Data Engineering Design Patterns

Looking for a book that defines and solves most common data engineering problems? I wrote one on that topic! You can read it online on the O'Reilly platform, or get a print copy on Amazon.

I also help solve your data engineering problems 👉 contact@waitingforcode.com 📩

The blog post is organized in 3 sections describing the new announcements of cloud data services between November 2020 and January 2021.

AWS

Amazon Managed Workflows for Apache Airflow

If you missed an orchestrator on AWS, this news should make you happy! Last year AWS announced the creation of a managed version of Apache Airflow. Its implementation looks very similar to the Cloud Composer on GCP. You have to specify the DAGs location on S3, check your logs and metrics on CloudWatch, and control the access with IAM. Even though it's not yet available in all regions, the perspective of working with Open Source projects on fully managed environments looks promising!

AWS Athena

The single news here. The federated queries feature is generally available in the us-east-1, us-west-2, and us-east-2 regions.

AWS Aurora

Good news for SQL Server users. Aurora supports Babelfish translation layer that will seamlessly execute SQL Server-specific queries and applications using SQL Server wire-protocol.

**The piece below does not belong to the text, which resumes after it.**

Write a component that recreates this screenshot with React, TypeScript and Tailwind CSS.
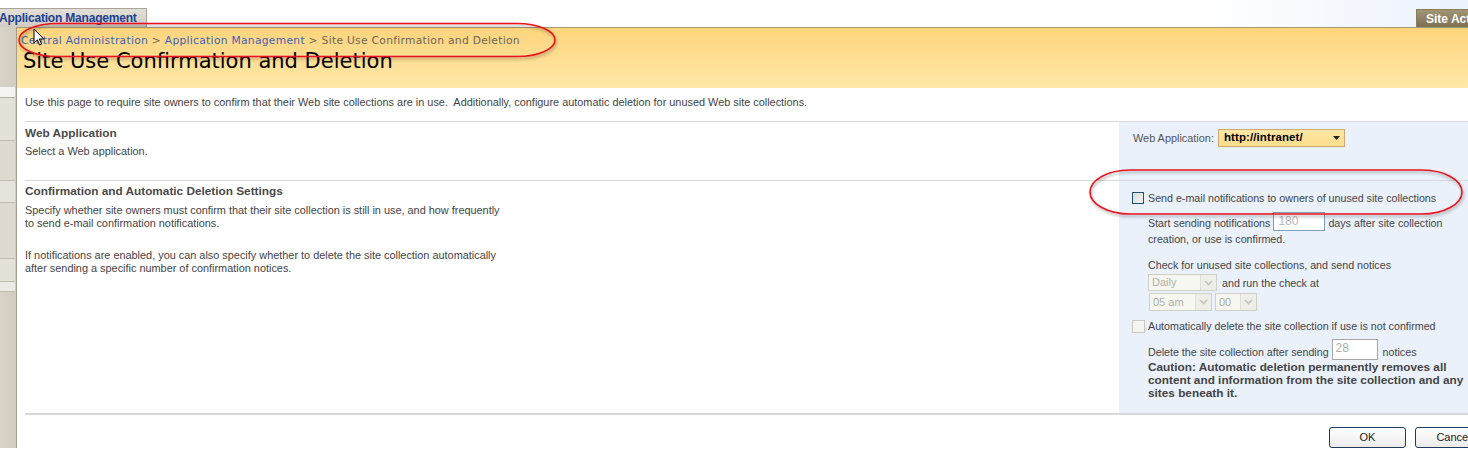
import React from 'react';

const body = "font-['Liberation_Sans',Arial,sans-serif]";

function DisabledSelect({ value, width }: { value: string; width: number }) {
  return (
    <div
      className="flex h-full items-stretch border border-[#d0d0c8] bg-[#f7f7f2]"
      style={{ width }}
    >
      <span className="flex-1 pl-[3px] text-[11px] leading-[15px] text-[#b0b0a8] self-center">{value}</span>
      <span className="flex w-[16px] items-center justify-center border-l border-[#e0e0d8] bg-[#eeeee8]">
        <svg width="9" height="6" viewBox="0 0 9 6">
          <path d="M1 1 L4.5 4.5 L8 1" fill="none" stroke="#c4c4bc" strokeWidth="1.6" />
        </svg>
      </span>
    </div>
  );
}

function LeftNav() {
  const rows = [
    { h: 60, cls: 'bg-transparent border-b-0' },
    { h: 11, cls: 'bg-[#f4f3ef] border-b border-[#b8b2a6]' },
    { h: 43, cls: 'bg-[#e4e1d9] border-b border-[#c0bab0]' },
    { h: 40, cls: 'bg-[#dedad2] border-b border-[#c0bab0]' },
    { h: 22, cls: 'bg-[#e6e3dc] border-b border-[#c0bab0]' },
    { h: 56, cls: 'bg-[#dedad2] border-b border-[#c0bab0]' },
    { h: 23, cls: 'bg-[#e4e1d9] border-b border-[#c0bab0]' },
    { h: 10, cls: 'bg-[#eceae4] border-b border-[#c0bab0]' },
  ];
  return (
    <div className="flex w-[17px] shrink-0 flex-col border-r border-[#a59d8e] bg-gradient-to-r from-[#d9d4c8] to-[#d2ccbf]">
      {rows.map((r, i) => (
        <div key={i} className={`w-[15px] ${r.cls}`} style={{ height: r.h }} />
      ))}
    </div>
  );
}

export default function App() {
  return (
    <div className={`relative h-[459px] w-[1468px] overflow-hidden bg-white ${body}`}>
      <div className="w-[1500px]">
        {/* Top bar */}
        <div className="flex h-[27px] items-end justify-between bg-gradient-to-r from-white from-80% to-[#e9f1fc]">
          <div className="flex h-[19px] w-[147px] items-center border border-b-0 border-l-0 border-[#a9a398] bg-gradient-to-b from-[#e2dfd8] to-[#d2cdc2]">
            <span className="text-[12px] font-bold tracking-[-0.2px] text-[#1b3f93] ml-[-1px]">Application Management</span>
          </div>
          <div className="flex h-[18px] w-[84px] items-center border border-b-0 border-[#8a7c60] bg-gradient-to-b from-[#a39476] to-[#7e6f52] pl-[9px]">
            <span className="text-[12px] font-bold text-white">Site Actions</span>
          </div>
        </div>

        <div className="flex">
          <LeftNav />

          <div className="flex-1">
            {/* Title area */}
            <div className="h-[61px] border-t border-[#a3977c] bg-gradient-to-b from-[#fdd47c] to-[#fee8a8] pl-[4px]">
              <div className="mt-[6px] h-[13px] font-['DejaVu_Sans',Verdana,sans-serif] text-[10.7px] leading-[13px] tracking-[0.3px] text-[#6d6656]">
                <span className="text-[#3f5fb8]">Central Administration</span>
                <span> &gt; </span>
                <span className="text-[#3f5fb8]">Application Management</span>
                <span> &gt; </span>
                <span>Site Use Confirmation and Deletion</span>
              </div>
              <div className="mt-[1px] pl-[2px] font-['DejaVu_Sans',Verdana,sans-serif] text-[21px] leading-[26px] text-black">
                Site Use Confirmation and Deletion
              </div>
            </div>

            <div className="pl-[8px]">
              <div className="pt-[8px] h-[33px] text-[10.9px] leading-[13px] text-[#444]">
                Use this page to require site owners to confirm that their Web site collections are in use.&nbsp; Additionally, configure automatic deletion for unused Web site collections.
              </div>

              <div className="border-t border-[#d8d8d8]">
                {/* Row 1 */}
                <div className="grid grid-cols-[1094px_1fr]">
                  <div className="h-[58px] pt-[4px] text-[#444]">
                    <div className="text-[11.8px] font-bold leading-[14px] text-[#4a4a4a]">Web Application</div>
                    <div className="mt-[5px] text-[10.9px] leading-[13px]">Select a Web application.</div>
                  </div>
                  <div className="flex h-[58px] items-start bg-[#eaf1fb] pl-[14px] pt-[7px]">
                    <span className="mt-[3px] text-[10.9px] leading-[13px] text-[#555]">Web Application:</span>
                    <div className="ml-[4px] flex h-[18px] w-[127px] items-center justify-between border border-[#c9ab74] bg-gradient-to-b from-[#fee6a4] to-[#fedd8a] pl-[5px] pr-[4px]">
                      <span className="text-[11.5px] font-bold text-black tracking-[0.1px]">http://intranet/</span>
                      <svg width="7" height="4" viewBox="0 0 7 4">
                        <path d="M0 0 H7 L3.5 4 Z" fill="#222" />
                      </svg>
                    </div>
                  </div>
                </div>

                {/* Row 2 */}
                <div className="grid grid-cols-[1094px_1fr] border-t border-[#d8d8d8]">
                  <div className="pt-[3px] text-[10.9px] leading-[13px] text-[#444]">
                    <div className="text-[11.8px] font-bold leading-[14px] text-[#4a4a4a]">Confirmation and Automatic Deletion Settings</div>
                    <div className="mt-[6px]">
                      Specify whether site owners must confirm that their site collection is still in use, and how frequently
                      <br />
                      to send e-mail confirmation notifications.
                    </div>
                    <div className="mt-[19px]">
                      If notifications are enabled, you can also specify whether to delete the site collection automatically
                      <br />
                      after sending a specific number of confirmation notices.
                    </div>
                  </div>

                  <div className="h-[232px] bg-[#eaf1fb] pl-[13px] text-[10.7px] leading-[13px] text-[#444]">
                    <div className="mt-[10px] flex h-[14px] items-center">
                      <span className="h-[12px] w-[12px] border border-[#1d4f7f] bg-gradient-to-br from-[#dcdcd6] to-[#f6f6f4]" />
                      <span className="ml-[4px]">Send e-mail notifications to owners of unused site collections</span>
                    </div>
                    <div className="pl-[16px]">
                      <div className="mt-[7px] flex h-[19px] items-center">
                        <span className="mt-[3px]">Start sending notifications</span>
                        <span className="ml-[3px] flex h-[19px] w-[52px] items-center border border-[#7f9db9] bg-white pl-[4px] text-[12px] text-[#b8b8b8]">180</span>
                        <span className="ml-[3px] mt-[3px]">days after site collection</span>
                      </div>
                      <div className="mt-[2px] h-[13px]">creation, or use is confirmed.</div>
                      <div className="mt-[13px] h-[13px]">Check for unused site collections, and send notices</div>
                      <div className="mt-[2px] flex h-[17px] items-center">
                        <DisabledSelect value="Daily" width={69} />
                        <span className="ml-[5px] mt-[1px]">and run the check at</span>
                      </div>
                      <div className="mt-[2px] flex h-[18px] items-center pl-[1px]">
                        <DisabledSelect value="05 am" width={63} />
                        <span className="w-[3px]" />
                        <DisabledSelect value="00" width={42} />
                      </div>
                    </div>
                    <div className="mt-[9px] flex h-[13px] items-center">
                      <span className="h-[13px] w-[13px] border border-[#c9c9c0] bg-[#f4f4f0]" />
                      <span className="ml-[3px]">Automatically delete the site collection if use is not confirmed</span>
                    </div>
                    <div className="pl-[16px]">
                      <div className="mt-[6px] flex h-[21px] items-center">
                        <span className="mt-[5px]">Delete the site collection after sending</span>
                        <span className="ml-[3px] flex h-[21px] w-[46px] items-start border border-[#a6a6a6] bg-white pl-[3px] text-[12px] leading-[16px] text-[#b0b0b0]">28</span>
                        <span className="ml-[5px] mt-[5px]">notices</span>
                      </div>
                      <div className="mt-[1px] text-[11.8px] font-bold leading-[13px] text-[#444]">
                        Caution: Automatic deletion permanently removes all
                        <br />
                        content and information from the site collection and any
                        <br />
                        sites beneath it.
                      </div>
                    </div>
                  </div>
                </div>

                <div className="h-[2px] bg-[#d8d8d8]" />

                <div className="flex justify-end gap-[9px] pt-[12px] pr-[8px]">
                  {['OK', 'Cancel'].map((b) => (
                    <button
                      key={b}
                      className="h-[21px] w-[77px] rounded-[3px] border border-[#1f3a5c] bg-gradient-to-b from-white to-[#ebebeb] text-[11px] text-[#222]"
                    >
                      {b}
                    </button>
                  ))}
                </div>
              </div>
            </div>
          </div>
        </div>
      </div>

      {/* Annotation ellipses and cursor */}
      <svg className="pointer-events-none absolute left-0 top-0" width="1468" height="459">
        <defs>
          <filter id="sh" x="-5%" y="-30%" width="110%" height="160%">
            <feDropShadow dx="1" dy="2" stdDeviation="1.5" floodColor="#000" floodOpacity="0.35" />
          </filter>
        </defs>
        <rect x="19" y="23.5" width="536" height="33" rx="38" ry="16.5" fill="none" stroke="#e8141a" strokeWidth="1.6" filter="url(#sh)" />
        <rect x="1090" y="170" width="372" height="44" rx="40" ry="22" fill="none" stroke="#e8141a" strokeWidth="1.6" filter="url(#sh)" />
        <path
          d="M34 29 L34 43 L37.3 39.8 L39.6 45 L41.6 44.1 L39.3 39 L43.8 39 Z"
          fill="#fff"
          stroke="#000"
          strokeWidth="1"
          strokeLinejoin="round"
        />
      </svg>
    </div>
  );
}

Besides, there is also a new version v2 in preview, more scalable and cheaper thanks to fine-grained increments to handle the extra load.

AWS Batch

AWS Batch service can be a good component to work on small data, and starting from December, you can do it in a serverless manner with the help of AWS Fargate! No more need to choose the EC2 type. Instead, you define the desired amount of vCPU and memory and let the service allocate the resources.

AWS Database Migration Service

Some performance and integration changes for DMS. If you use Change Data Capture to write data to Redshift, you can use a new ParallelApply* task family that will enable a concurrent synchronization.

Regarding the synchronization changes, you can now use Amazon Document DB 4.0 as a new source or target. Also, Aurora PostgreSQL serverless was added to the list of target destinations.

AWS DynamoDB

DynamoDB opens to the data analysts world with the release of PartiQL language. If you know SQL and do not want to code the DML operations, you can now use PartiQL for them. All this for the same price and performance guarantees.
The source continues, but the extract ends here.